From it’s humble roots beginning on Halloween night in 2009 at the Congress Theater in Chicago, it is more than apparent that React Presents has taken the annual Freaky Deaky Halloween event to an all new level. Some crucial changes included moving locations to Toyota Park in Bridgeview, expanding the event to a full-blown three day festival, and booking an enormous amount of extremely diverse hip hop and EDM artists, as well as setting up four official after parties for those of us who wanted to party until the early morning.


Day 1: 

After my 12-hour drive to Chicago and very minimal sleep, I was less than enthused about knowing that I was going to be up all night walking around in the cold, wind, and rain. On top of that, I had purchased tickets to the official Tchami after party at Concord Music Hall for that night. After my hour long commute from downtown to Bridgeview, my mood immediately improved as I drove over the top of the hill leading to Toyota Park and was greeted by the sight of beautiful neon carnival rides, three massive tents with bass already blaring early in the evening, and many other beautiful visual spectacles.


I made sure to head straight to The Shrine stage to catch a bit of Borgeous’ intense trap set before exploring more of the festival grounds. I was pleased to find that the tents were surprisingly warm inside and actually enhanced the appearance of the lasers and strobe lights used during each artist’s performance.
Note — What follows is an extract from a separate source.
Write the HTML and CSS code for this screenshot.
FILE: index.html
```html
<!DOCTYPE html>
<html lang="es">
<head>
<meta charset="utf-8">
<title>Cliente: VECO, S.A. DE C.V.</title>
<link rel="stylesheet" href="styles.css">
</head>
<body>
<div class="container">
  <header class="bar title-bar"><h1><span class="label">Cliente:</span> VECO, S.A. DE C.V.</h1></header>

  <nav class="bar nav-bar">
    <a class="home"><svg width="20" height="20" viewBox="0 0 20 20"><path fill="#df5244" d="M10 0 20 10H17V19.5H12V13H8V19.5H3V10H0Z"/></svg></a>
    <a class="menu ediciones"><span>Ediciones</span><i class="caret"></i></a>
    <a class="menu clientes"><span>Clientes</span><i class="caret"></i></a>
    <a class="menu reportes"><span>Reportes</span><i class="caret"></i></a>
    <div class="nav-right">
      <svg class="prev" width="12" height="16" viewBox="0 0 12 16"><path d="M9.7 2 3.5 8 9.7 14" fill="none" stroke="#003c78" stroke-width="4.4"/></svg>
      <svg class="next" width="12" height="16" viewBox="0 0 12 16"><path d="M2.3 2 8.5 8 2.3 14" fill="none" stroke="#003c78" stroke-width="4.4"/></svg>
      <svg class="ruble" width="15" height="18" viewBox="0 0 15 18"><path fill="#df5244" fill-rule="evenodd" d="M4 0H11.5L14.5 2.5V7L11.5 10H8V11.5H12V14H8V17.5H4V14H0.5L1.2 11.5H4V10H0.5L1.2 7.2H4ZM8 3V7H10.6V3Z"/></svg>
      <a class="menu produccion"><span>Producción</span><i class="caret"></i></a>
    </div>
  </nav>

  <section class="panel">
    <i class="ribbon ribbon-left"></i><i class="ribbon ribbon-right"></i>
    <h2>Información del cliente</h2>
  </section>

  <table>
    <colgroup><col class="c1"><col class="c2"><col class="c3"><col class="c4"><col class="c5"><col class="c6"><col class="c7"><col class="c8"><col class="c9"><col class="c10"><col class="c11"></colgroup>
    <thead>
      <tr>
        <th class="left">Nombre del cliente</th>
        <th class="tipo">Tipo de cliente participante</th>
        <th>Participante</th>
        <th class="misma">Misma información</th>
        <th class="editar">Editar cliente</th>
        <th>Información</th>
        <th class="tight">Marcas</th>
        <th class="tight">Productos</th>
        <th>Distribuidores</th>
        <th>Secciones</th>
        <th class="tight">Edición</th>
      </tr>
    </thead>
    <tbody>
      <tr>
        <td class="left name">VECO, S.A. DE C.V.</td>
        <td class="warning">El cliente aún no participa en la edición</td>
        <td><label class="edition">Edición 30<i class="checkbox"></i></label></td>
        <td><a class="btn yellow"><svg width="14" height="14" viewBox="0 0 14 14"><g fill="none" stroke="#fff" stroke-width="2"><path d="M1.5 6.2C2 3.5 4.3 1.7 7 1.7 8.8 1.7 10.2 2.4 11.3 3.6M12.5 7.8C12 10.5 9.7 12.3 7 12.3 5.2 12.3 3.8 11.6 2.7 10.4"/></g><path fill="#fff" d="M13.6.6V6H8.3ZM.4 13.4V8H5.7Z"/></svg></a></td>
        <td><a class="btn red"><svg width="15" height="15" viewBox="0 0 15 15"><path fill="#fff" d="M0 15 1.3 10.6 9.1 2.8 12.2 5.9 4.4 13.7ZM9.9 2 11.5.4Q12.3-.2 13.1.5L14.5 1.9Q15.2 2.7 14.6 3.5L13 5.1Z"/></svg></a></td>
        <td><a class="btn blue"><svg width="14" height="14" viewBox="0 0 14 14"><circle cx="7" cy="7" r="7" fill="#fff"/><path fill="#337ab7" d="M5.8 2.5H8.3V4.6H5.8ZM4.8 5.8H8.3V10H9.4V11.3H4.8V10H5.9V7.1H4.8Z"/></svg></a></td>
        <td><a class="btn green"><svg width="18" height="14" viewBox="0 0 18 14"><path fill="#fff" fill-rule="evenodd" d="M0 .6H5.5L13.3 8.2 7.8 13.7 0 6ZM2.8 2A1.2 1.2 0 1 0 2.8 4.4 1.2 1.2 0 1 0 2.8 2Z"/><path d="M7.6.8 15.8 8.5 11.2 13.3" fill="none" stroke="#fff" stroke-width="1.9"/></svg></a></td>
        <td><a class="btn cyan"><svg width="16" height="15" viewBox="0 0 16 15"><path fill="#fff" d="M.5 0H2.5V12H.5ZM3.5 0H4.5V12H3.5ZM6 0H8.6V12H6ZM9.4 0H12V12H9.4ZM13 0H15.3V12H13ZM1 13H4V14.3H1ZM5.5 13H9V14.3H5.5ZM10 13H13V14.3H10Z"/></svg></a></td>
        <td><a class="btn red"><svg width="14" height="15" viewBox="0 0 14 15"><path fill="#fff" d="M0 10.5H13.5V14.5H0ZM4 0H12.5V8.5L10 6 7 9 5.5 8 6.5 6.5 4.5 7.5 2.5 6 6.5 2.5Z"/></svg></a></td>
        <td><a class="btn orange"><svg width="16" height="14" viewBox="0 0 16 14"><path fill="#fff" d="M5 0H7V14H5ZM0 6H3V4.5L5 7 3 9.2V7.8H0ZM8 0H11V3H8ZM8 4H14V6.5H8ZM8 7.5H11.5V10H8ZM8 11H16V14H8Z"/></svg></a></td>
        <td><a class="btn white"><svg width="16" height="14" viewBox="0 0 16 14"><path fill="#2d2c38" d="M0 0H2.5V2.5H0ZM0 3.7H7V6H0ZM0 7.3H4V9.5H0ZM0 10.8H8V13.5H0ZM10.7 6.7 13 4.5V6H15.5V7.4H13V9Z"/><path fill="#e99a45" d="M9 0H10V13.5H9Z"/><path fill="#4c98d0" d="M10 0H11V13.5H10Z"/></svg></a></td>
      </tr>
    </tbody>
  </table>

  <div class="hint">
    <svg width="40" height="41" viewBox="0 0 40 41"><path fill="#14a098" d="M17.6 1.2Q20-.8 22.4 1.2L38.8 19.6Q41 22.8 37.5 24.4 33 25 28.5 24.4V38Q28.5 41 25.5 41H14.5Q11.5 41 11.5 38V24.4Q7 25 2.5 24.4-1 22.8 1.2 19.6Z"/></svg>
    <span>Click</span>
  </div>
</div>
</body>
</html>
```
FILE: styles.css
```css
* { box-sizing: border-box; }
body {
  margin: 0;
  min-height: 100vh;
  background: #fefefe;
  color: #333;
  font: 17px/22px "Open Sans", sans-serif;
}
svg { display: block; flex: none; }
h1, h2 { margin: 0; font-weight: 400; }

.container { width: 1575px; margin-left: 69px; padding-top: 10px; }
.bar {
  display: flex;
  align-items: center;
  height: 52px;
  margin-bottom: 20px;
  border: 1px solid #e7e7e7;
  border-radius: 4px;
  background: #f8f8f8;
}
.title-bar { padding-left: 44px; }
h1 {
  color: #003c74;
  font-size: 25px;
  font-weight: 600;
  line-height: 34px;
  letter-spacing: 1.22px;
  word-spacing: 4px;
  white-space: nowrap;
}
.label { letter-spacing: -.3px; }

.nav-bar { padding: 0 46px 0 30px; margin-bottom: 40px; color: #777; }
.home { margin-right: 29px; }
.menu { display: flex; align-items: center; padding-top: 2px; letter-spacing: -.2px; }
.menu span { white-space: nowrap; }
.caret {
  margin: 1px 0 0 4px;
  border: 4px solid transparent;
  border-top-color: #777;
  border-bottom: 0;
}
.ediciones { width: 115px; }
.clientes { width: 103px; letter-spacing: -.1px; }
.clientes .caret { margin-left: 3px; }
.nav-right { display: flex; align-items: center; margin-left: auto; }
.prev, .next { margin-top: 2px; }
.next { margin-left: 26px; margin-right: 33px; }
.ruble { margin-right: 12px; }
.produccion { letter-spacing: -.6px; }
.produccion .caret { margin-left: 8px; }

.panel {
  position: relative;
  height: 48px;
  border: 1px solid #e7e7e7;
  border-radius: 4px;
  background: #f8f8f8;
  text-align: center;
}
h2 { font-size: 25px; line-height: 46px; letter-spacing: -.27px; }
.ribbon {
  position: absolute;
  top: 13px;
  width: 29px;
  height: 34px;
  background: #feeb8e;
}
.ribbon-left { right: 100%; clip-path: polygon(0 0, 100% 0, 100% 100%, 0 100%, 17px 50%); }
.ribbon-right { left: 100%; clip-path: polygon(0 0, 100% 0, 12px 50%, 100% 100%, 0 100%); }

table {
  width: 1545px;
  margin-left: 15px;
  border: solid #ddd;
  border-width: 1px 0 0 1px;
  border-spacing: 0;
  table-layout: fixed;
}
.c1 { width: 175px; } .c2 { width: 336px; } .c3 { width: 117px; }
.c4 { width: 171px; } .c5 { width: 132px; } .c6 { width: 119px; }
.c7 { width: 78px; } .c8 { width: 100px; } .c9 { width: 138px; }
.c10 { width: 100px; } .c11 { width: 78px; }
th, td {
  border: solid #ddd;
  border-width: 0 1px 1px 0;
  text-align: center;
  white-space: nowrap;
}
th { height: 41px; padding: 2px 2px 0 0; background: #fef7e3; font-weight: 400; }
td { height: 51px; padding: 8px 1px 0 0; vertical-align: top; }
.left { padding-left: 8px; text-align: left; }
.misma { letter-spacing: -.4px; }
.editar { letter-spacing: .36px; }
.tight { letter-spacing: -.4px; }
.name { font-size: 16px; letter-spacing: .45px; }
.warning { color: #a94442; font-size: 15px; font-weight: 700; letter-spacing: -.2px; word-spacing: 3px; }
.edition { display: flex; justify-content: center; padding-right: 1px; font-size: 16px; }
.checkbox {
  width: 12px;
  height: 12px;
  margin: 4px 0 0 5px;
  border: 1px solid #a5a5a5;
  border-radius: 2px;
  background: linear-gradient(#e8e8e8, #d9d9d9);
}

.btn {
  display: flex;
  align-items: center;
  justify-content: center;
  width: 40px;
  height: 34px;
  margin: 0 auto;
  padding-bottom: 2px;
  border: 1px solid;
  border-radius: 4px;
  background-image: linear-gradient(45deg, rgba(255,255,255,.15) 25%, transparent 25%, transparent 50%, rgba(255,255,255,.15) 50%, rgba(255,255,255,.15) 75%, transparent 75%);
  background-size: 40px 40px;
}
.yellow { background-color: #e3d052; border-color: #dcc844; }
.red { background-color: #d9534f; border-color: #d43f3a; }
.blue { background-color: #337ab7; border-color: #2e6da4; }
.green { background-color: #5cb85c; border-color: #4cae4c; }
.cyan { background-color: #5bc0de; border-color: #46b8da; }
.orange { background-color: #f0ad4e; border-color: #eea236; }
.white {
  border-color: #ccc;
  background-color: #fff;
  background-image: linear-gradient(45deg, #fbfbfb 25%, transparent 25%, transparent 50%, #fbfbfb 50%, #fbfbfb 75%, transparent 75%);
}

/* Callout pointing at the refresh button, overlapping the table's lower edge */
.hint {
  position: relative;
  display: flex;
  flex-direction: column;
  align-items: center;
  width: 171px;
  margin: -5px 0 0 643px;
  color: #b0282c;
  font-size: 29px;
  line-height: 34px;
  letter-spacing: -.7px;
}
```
The tents also seemed to help with noise bleed, as it was surprisingly minimal considering how small the festival space was and how loud each stage was throughout the night. Griz was directly after Borgeous, and played easily one of my favorite sets of the entire festival. He brought a little bit of every genre to the table and topped it off with his beautiful saxophone solos throughout the whole set. Everyone was dancing and seemed to be having a great time. I made sure to catch half of 2 Chains performance, before seeing Bassnectar to close out my night. 2 Chains had awesome stage presence and energy and I almost didn’t want to leave his set. Bassnectar was incredible, as always, bringing his filthy, face-melting drops and insane visualizers and leaving the crowd entranced.
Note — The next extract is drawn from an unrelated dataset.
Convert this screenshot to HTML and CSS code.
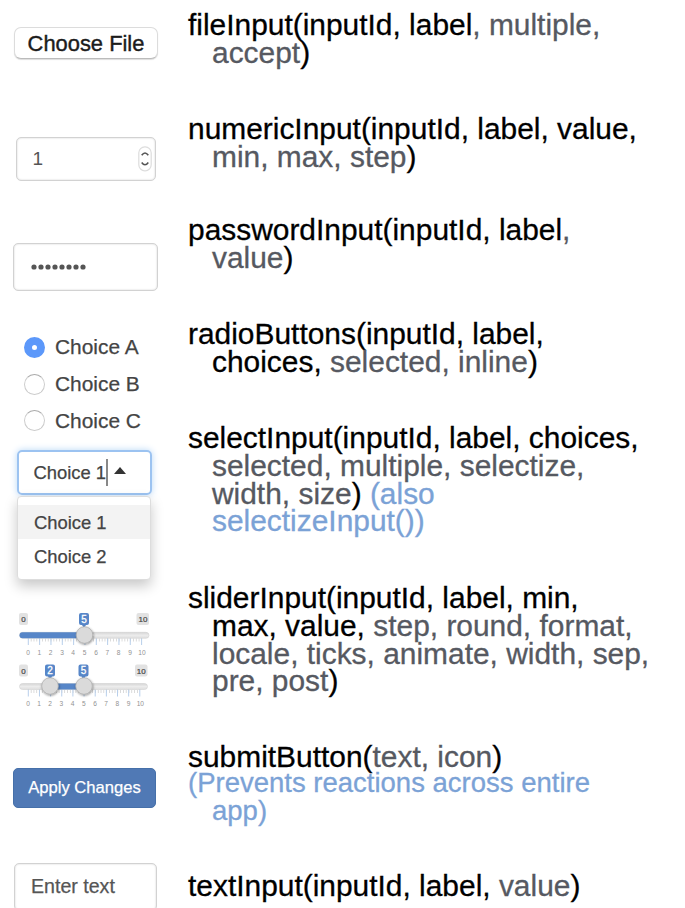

Leaving the venue and driving to Concord for the after party only took about 20 minutes, thankfully. Tokimonsta opened the after party and definitely got the crowd re-hyped. Unfortunately, Tchami was unable to perform, however, Griz took his place and played an energetic and more dance-y set that was very different from his set at the festival.




Day 2:

I decided to leave downtown much earlier on day two to avoid as much traffic as possible. Day two was definitely the most diverse of all the days and I was happy to see artists spanning from hip-hop (Joey Bada$$, Riff Raff, and Logic), to deep house (Hannah Wants and Benny Benassi), to trance (Armin Van Buuren), and the funky Big Gigantic. Hannah Wants was definitely one of the most underrated sets of the entire festival, as she was able to keep me dancing for the entirety of her performance and the overall vibe was killer. I also liked that she played on the smaller middle stage, as it reminded me more of a nightclub type of atmosphere. Logic also put on an intense and uplifting performance and I was surprised to see how few people were in the tent with me. With Armin and Big G both headlining, I decided to split the two sets in half, and I was happy to see equal support for both of these incredible artists.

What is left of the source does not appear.